Since this willingness is more of a personal preference than an attribute tied to asset level, it is an important revenue opportunity for banks that are willing to work with mass affluent investors.
Many investors aren’t aware of the Retirement Investment Advisor designation. They assume all advisors are the same. But when different concepts are tested, investors respond positivity to the ideas of having someone take fiduciary responsibility.
Investors also like the option of paying advisors a flat fee, whether that is an hourly rate or an annual charge.
Older investors are searching for a trustworthy financial services partner. Savvy institutions will respond to their needs to build a better future for both investors and their own organizations.
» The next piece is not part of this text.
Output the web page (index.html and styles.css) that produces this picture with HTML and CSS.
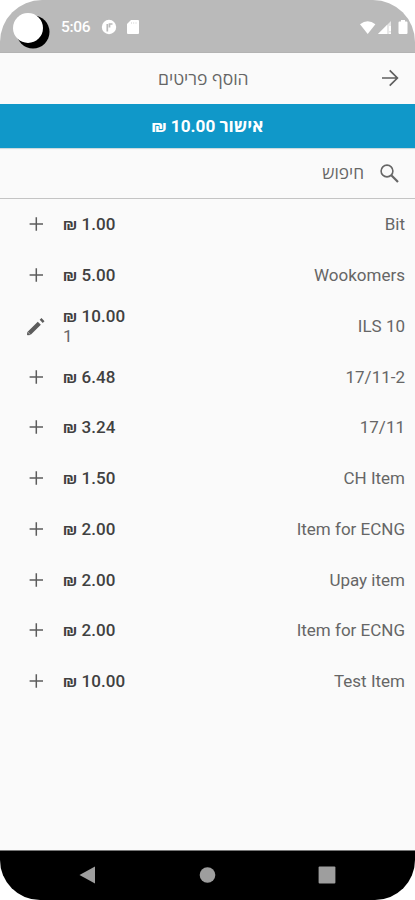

About the authors Chris Brown, founder and principal of Sway Research LLC, and Laura Varas, president of Mast Hill Consulting Inc., are partners in Hearts & Wallets, a research firm and multiyear retirement and savings investor research series, based in Hingham, Mass. H & W is an independent, third-party research firm that focuses on investor needs and competitive best practices in saving and investing for retirement. |
About the study
This article relates insights from a study based on nine focus groups conducted in Philadelphia, Chicago, and Miami in April 2011 with older investors. It also draws on the firm’s ongoing body of quantitative and qualitative research. The focus groups included Pre-Retirees, Americans who identify themselves as within five years of retirement and the household historical primary breadwinner stopping full-time work; Late Career Investors, Americans ages 50 to 65 who are not yet retired, and the household primary breadwinner is not considering retirement within the next five years; and Post-Retirees, individuals who are currently retired.